In my evolving grief process, I have learned to identify, express and release anger and inappropriate guilt, to forgive, to seek and receive forgiveness. The person I am becoming in this process is a gift from my daughter. Not one I would have chosen, but one I choose to cherish nevertheless. My hope is that all who grieve will find such gifts within the legacy of their own lives.
~ Kay Talbot, The Gift of Forgiveness, in Bereavement Magazine, March / April 1999
You say you're not getting much support or understanding from others, who don't seem to appreciate how cheated you feel at never having experienced a special relationship with your dad, or how difficult it must be for you now to cope with the realization that you will never have it in the future. Unfortunately, that is not uncommon. Those who have not experienced a similar loss can be terribly insensitive in what they say to us, even when they don’t intend to be. (See, for example, Sibling Loss: When Grief Goes Unacknowledged.) It is also true that people tend to be finished with our grief a lot sooner than we are done with our own need to talk about it. But there are many sources of help for grieving people out there—you just need to take the time to find them.

You might begin by reading a little about what normal grief looks like, so you'll have a better understanding of what you're going through and what you have in common with others—it also may reassure you that what you're experiencing is quite normal under the circumstances. See, for example, some of the links to titles listed on my Marty’s Articles page.

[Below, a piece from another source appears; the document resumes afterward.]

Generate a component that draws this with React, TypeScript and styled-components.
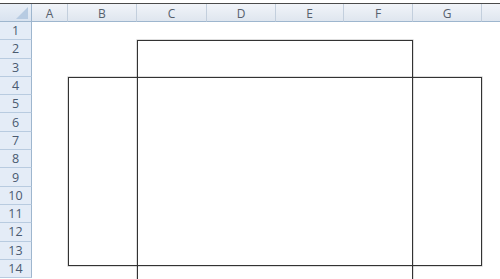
import { createGlobalStyle, styled } from 'styled-components';

const GlobalStyle = createGlobalStyle`
  html, body {
    margin: 0;
    padding: 0;
    background: #ffffff;
  }
`;

const columns = ['A', 'B', 'C', 'D', 'E', 'F', 'G', ''];
const colWidths = [36, 69, 70, 69, 68, 69, 69, 18];
const rowCount = 14;

export default function App() {
  return (
    <>
      <GlobalStyle />
      <Sheet>
        <TopEdge />
        <Grid>
          <Corner>
            <svg width="31" height="17" viewBox="0 0 31 17">
              <polygon points="28,3 28,15 16,15" fill="#b7cbe2" />
            </svg>
          </Corner>
          {columns.map((c, i) => (
            <ColHeader key={`c${i}`} $last={i === columns.length - 1}>
              {c}
            </ColHeader>
          ))}
          {Array.from({ length: rowCount }, (_, r) => (
            <Row key={r}>
              <RowHeader>{r + 1}</RowHeader>
              {columns.map((_, i) => (
                <Cell key={i} />
              ))}
            </Row>
          ))}
        </Grid>
        <Shape $left={137} $top={40} $width={276} $height={260} />
        <Shape $left={68} $top={77} $width={414} $height={189} />
      </Sheet>
    </>
  );
}

const Sheet = styled.div`
  position: relative;
  width: 500px;
  height: 279px;
  overflow: hidden;
  background: #ffffff;
  font-family: 'Open Sans', 'Liberation Sans', sans-serif;
`;

const TopEdge = styled.div`
  height: 3px;
  background: #ffffff;
  border-bottom: 1px solid #4a4a4a;
`;

const Grid = styled.div`
  display: grid;
  grid-template-columns: 32px ${colWidths.map((w) => `${w}px`).join(' ')};
  grid-template-rows: 18px repeat(${rowCount}, 18.3px);
`;

const Row = styled.div`
  display: contents;
`;

const Corner = styled.div`
  background: linear-gradient(#e9eff7, #d9e3f0);
  border-right: 1px solid #9eb6ce;
  border-bottom: 1px solid #9eb6ce;
  box-sizing: border-box;
  display: flex;
`;

const ColHeader = styled.div<{ $last?: boolean }>`
  box-sizing: border-box;
  background: linear-gradient(#f1f4f9, #dfe6ef);
  border-right: ${(p) => (p.$last ? 'none' : '1px solid #c3cfdd')};
  border-bottom: 1px solid #9eb6ce;
  color: #56606c;
  font-size: 12px;
  display: flex;
  align-items: center;
  justify-content: center;
  padding-top: 1px;
`;

const RowHeader = styled.div`
  box-sizing: border-box;
  background: #e4ecf7;
  border-right: 1px solid #9eb6ce;
  border-bottom: 1px solid #b8cbe0;
  color: #4a5a70;
  font-size: 12.5px;
  display: flex;
  align-items: center;
  justify-content: center;
`;

const Cell = styled.div`
  background: #ffffff;
`;

const Shape = styled.div<{ $left: number; $top: number; $width: number; $height: number }>`
  position: absolute;
  left: ${(p) => p.$left}px;
  top: ${(p) => p.$top}px;
  width: ${(p) => p.$width}px;
  height: ${(p) => p.$height}px;
  border: 1px solid #333333;
  box-shadow: 0 0 0 0.6px rgba(0, 0, 0, 0.22);
  box-sizing: border-box;
`;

Participating in an on-line discussion group is another positive step, because it enables you to give your grief a voice. Here you can share your story of loss and find emotional support and even inspiration from others whose experiences may be similar to your own. And it's available to you at no cost, 24 hours a day, seven days a week. Grief is very hard work, but you don’t have to do it all alone. Here you’ll find some of the comfort and support you need and deserve, and you will hear from others who also may be mourning the loss of a relationship that will never be.